Samuel Staniforth Ltd. of Sheffield, England are manufacturers of The Smithfield range of knives.

They were established in 1864 and have over 100 years of experience in the production of quality forged cutlery for the professional user.

 

Samuel Staniforth was born in about 1840 and began business in 1864. This early venture was short lived as he was declared Bankrupt in 1867, but was discharged the following year. A Sheffield directory for 1871 has Staniforth listed at 49 Carver Street as a manufacturer of fancy pen and pocket knives, scales and springs.
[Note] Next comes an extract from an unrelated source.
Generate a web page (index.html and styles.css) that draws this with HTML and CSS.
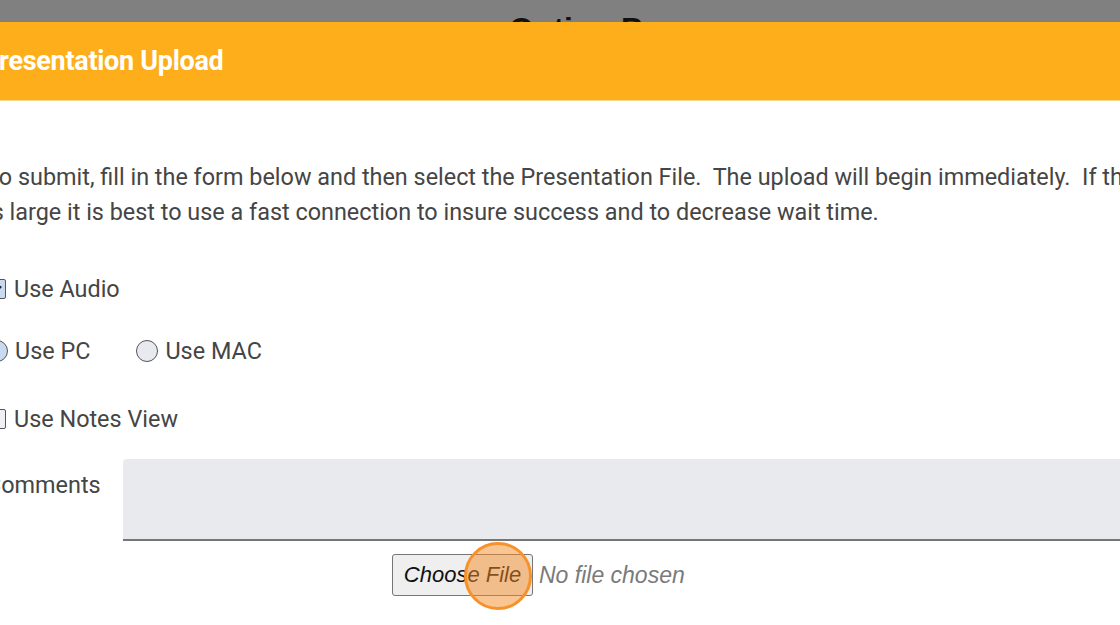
FILE: index.html
```html
<!DOCTYPE html>
<html lang="en">
<head>
<meta charset="utf-8">
<title>Presentation Upload</title>
<link rel="stylesheet" href="styles.css">
</head>
<body>
<div class="backdrop">
  <div class="page-title">Option Page</div>
</div>
<div class="modal">
  <div class="modal-header">
    <h2 class="modal-title">Presentation Upload</h2>
  </div>
  <div class="modal-body">
    <p class="intro">To submit, fill in the form below and then select the Presentation File.&nbsp; The upload will begin immediately.&nbsp; If the file is large it is best to use a fast connection to insure success and to decrease wait time.</p>
    <div class="row row-audio">
      <label class="opt"><span class="box checked"><span class="tick"></span></span>Use Audio</label>
    </div>
    <div class="row row-platform">
      <label class="opt"><span class="radio on"></span>Use PC</label>
      <label class="opt"><span class="radio"></span>Use MAC</label>
    </div>
    <div class="row row-notes">
      <label class="opt"><span class="box"></span>Use Notes View</label>
    </div>
    <div class="row row-comments">
      <span class="field-label">Comments</span>
      <textarea class="comments"></textarea>
    </div>
    <div class="row row-file">
      <span class="file-btn">Choose File</span>
      <span class="file-name">No file chosen</span>
      <span class="cursor-ring"></span>
    </div>
  </div>
</div>
</body>
</html>
```
FILE: styles.css
```css
html, body {
  margin: 0;
  padding: 0;
  width: 1120px;
  height: 625px;
  overflow: hidden;
  background: #ffffff;
}
body {
  font-family: Roboto, "Liberation Sans", sans-serif;
  color: #454545;
}
.backdrop {
  height: 22px;
  background: #808080;
  overflow: hidden;
  position: relative;
}
.page-title {
  position: absolute;
  left: 509px;
  top: 13px;
  font-family: "Liberation Sans", sans-serif;
  font-weight: 700;
  font-size: 32px;
  line-height: 32px;
  color: #111;
  white-space: nowrap;
}
.modal {
  margin-left: -30px;
  width: 1300px;
}
.modal-header {
  height: 79px;
  background: #feae1a;
  border-bottom: 1px solid #f5d88a;
  box-sizing: border-box;
  display: flex;
  align-items: center;
  padding-left: 12px;
}
.modal-title {
  margin: 0;
  color: #ffffff;
  font-family: Roboto, sans-serif;
  font-weight: 700;
  font-size: 27px;
  letter-spacing: -0.3px;
  padding-bottom: 1px;
}
.modal-body {
  padding-left: 16px;
  position: relative;
}
.intro {
  margin: 59px 0 0 0;
  width: 1196px;
  font-size: 23.4px;
  line-height: 35px;
}
.row {
  display: flex;
  align-items: center;
  font-size: 23.4px;
  line-height: 30px;
}
.row-audio { margin-top: 44px; }
.row-platform { margin-top: 32px; gap: 46px; }
.row-notes { margin-top: 38px; }
.opt {
  display: flex;
  align-items: center;
  gap: 8px;
}
.box {
  width: 18px;
  height: 18px;
  border: 1px solid #555;
  border-radius: 2px;
  background: #eef0f4;
  position: relative;
}
.box.checked {
  background: #c9d9ef;
}
.tick {
  position: absolute;
  left: 5px;
  top: 3px;
  width: 5px;
  height: 9px;
  border-right: 2px solid #222;
  border-bottom: 2px solid #222;
  transform: rotate(45deg);
}
.radio {
  width: 20px;
  height: 20px;
  border: 1px solid #555;
  border-radius: 50%;
  background: #e8eaf0;
  margin-right: -1px;
}
.radio.on {
  background: #c9d9ef;
}
.row-comments {
  margin-top: 25px;
  align-items: flex-start;
}
.field-label {
  width: 137px;
  padding-top: 11px;
}
.comments {
  width: 1100px;
  height: 80px;
  box-sizing: content-box;
  margin: 0;
  padding: 0;
  border: none;
  border-bottom: 2px solid #767676;
  border-radius: 4px 4px 0 0;
  background: #e8eaee;
  resize: none;
}
.row-file {
  margin-top: 13px;
  padding-left: 406px;
  position: relative;
  font-family: "Liberation Sans", Arial, sans-serif;
  font-style: italic;
  font-size: 22px;
}
.file-btn {
  box-sizing: border-box;
  height: 42px;
  width: 141px;
  display: flex;
  align-items: center;
  justify-content: center;
  background: #efefef;
  border: 1px solid #767676;
  border-radius: 3px;
  color: #111;
}
.file-name {
  margin-left: 6px;
  color: #7a7a7a;
  font-size: 23px;
}
.cursor-ring {
  position: absolute;
  left: 478px;
  top: -12px;
  width: 62px;
  height: 62px;
  border-radius: 50%;
  border: 3px solid #f7912a;
  background: rgba(244, 140, 40, 0.5);
}
```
The manufacture of the raw materials of Sheffield cutlers – the forged blades, springs and scales – became Staniforths speciality. He eventually occupied Central Cutlery Forge on Carver Street, where he installed machinery for blanking knife blades from sheet steel (a process that had made hand forging redundant). In 1881, Staniforths workforce was 20 men and 8 boys. A postcard photograph of this Forge has survived: dated about 1900, it shows rows of blade blanking machines driven by belts from a central overhead line shaft. He described his speciality as “double shear blades and fancy shape carvers, shell blades and forks of every description”.

 

Staniforths Forge did not transform the Sheffield cutlery trades, the traditional methods were too embedded, but his factory was a sign of things to come. It also made him a wealthy man. He purchased a fine Victorian house at 5 Glen Road, Nether Edge. It has been described as a “little Kenwood” – a smaller version of George Wostenholm (Master Cutler 1856) mansion. He retired in 1894 and had his name carved in stone in the front of the house. Staniforth died in 1910, aged 70. He was buried, alongside his wife Tamar Alice (d.1864) in the General Cemetery.

 

Staniforths company continued to manufacture knife blades, initially under the management of T Merrill Hughes and W. Marshall. In the 1940s, it expanded into to production of a wide range of trade and military knives.

The company was bought by the Osborne family, who owned Heathcotes, the Machine Knife Manufacturer, in the 1960s who moved it to Alma Street.

Samuel Staniforth Ltd was purchased from the Osborne family by Chris Hopkinson and was relocated out of the City Centre to Halfway, Sheffield. With over 20 workers and using French Steel, the company continues to make knives for butchers, chefs, the military and hunters.